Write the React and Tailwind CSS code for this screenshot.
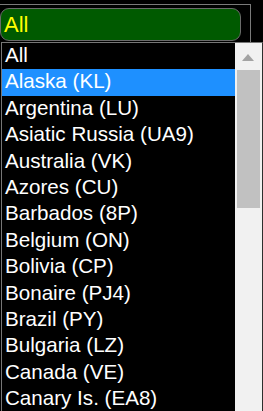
import React from "react";

const items = [
  "All",
  "Alaska (KL)",
  "Argentina (LU)",
  "Asiatic Russia (UA9)",
  "Australia (VK)",
  "Azores (CU)",
  "Barbados (8P)",
  "Belgium (ON)",
  "Bolivia (CP)",
  "Bonaire (PJ4)",
  "Brazil (PY)",
  "Bulgaria (LZ)",
  "Canada (VE)",
  "Canary Is. (EA8)",
];

export default function App() {
  return (
    <div className="w-[263px] h-[411px] bg-black overflow-hidden font-['Liberation_Sans',Arial,sans-serif]">
      <div className="pt-[4px]">
        <div className="w-[251px] h-[38px] border-t border-r border-[#7a7a7a] pt-[3px]">
          <div className="w-[241px] h-[33px] rounded-[9px] border border-[#6a6a6a] bg-[#005a00] text-[#ffff00] text-[22px] leading-none flex items-center pl-[3px]">
            All
          </div>
        </div>
      </div>
      <div className="ml-px h-[369px] border-t border-l border-r border-t-[#767676] border-l-[#767676] border-r-[#2e2e2e] flex">
        <div className="flex-1 flex flex-col bg-black">
          {items.map((it, i) => (
            <div
              key={it}
              className={
                "shrink-0 h-[26.4px] pl-[3px] pt-px text-[20.6px] leading-[22px] text-white whitespace-nowrap " +
                (i === 1 ? "bg-[#1e90ff]" : "")
              }
            >
              {it}
            </div>
          ))}
        </div>
        <div className="w-[27px] bg-[#f1f1f1] flex flex-col">
          <div className="h-[26.7px] flex justify-center pt-[11px] pr-px">
            <div className="w-0 h-0 border-l-[6px] border-r-[6px] border-b-[7px] border-l-transparent border-r-transparent border-b-[#a3a3a3]" />
          </div>
          <div className="mx-[2px] h-[138px] bg-[#c1c1c1]" />
        </div>
      </div>
    </div>
  );
}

» Given problem: Return each line exactly as written. Any picture gets left out.

» Complete answer:
Write the React and Tailwind CSS code for this screenshot.
import React from "react";

const items = [
  "All",
  "Alaska (KL)",
  "Argentina (LU)",
  "Asiatic Russia (UA9)",
  "Australia (VK)",
  "Azores (CU)",
  "Barbados (8P)",
  "Belgium (ON)",
  "Bolivia (CP)",
  "Bonaire (PJ4)",
  "Brazil (PY)",
  "Bulgaria (LZ)",
  "Canada (VE)",
  "Canary Is. (EA8)",
];

export default function App() {
  return (
    <div className="w-[263px] h-[411px] bg-black overflow-hidden font-['Liberation_Sans',Arial,sans-serif]">
      <div className="pt-[4px]">
        <div className="w-[251px] h-[38px] border-t border-r border-[#7a7a7a] pt-[3px]">
          <div className="w-[241px] h-[33px] rounded-[9px] border border-[#6a6a6a] bg-[#005a00] text-[#ffff00] text-[22px] leading-none flex items-center pl-[3px]">
            All
          </div>
        </div>
      </div>
      <div className="ml-px h-[369px] border-t border-l border-r border-t-[#767676] border-l-[#767676] border-r-[#2e2e2e] flex">
        <div className="flex-1 flex flex-col bg-black">
          {items.map((it, i) => (
            <div
              key={it}
              className={
                "shrink-0 h-[26.4px] pl-[3px] pt-px text-[20.6px] leading-[22px] text-white whitespace-nowrap " +
                (i === 1 ? "bg-[#1e90ff]" : "")
              }
            >
              {it}
            </div>
          ))}
        </div>
        <div className="w-[27px] bg-[#f1f1f1] flex flex-col">
          <div className="h-[26.7px] flex justify-center pt-[11px] pr-px">
            <div className="w-0 h-0 border-l-[6px] border-r-[6px] border-b-[7px] border-l-transparent border-r-transparent border-b-[#a3a3a3]" />
          </div>
          <div className="mx-[2px] h-[138px] bg-[#c1c1c1]" />
        </div>
      </div>
    </div>
  );
}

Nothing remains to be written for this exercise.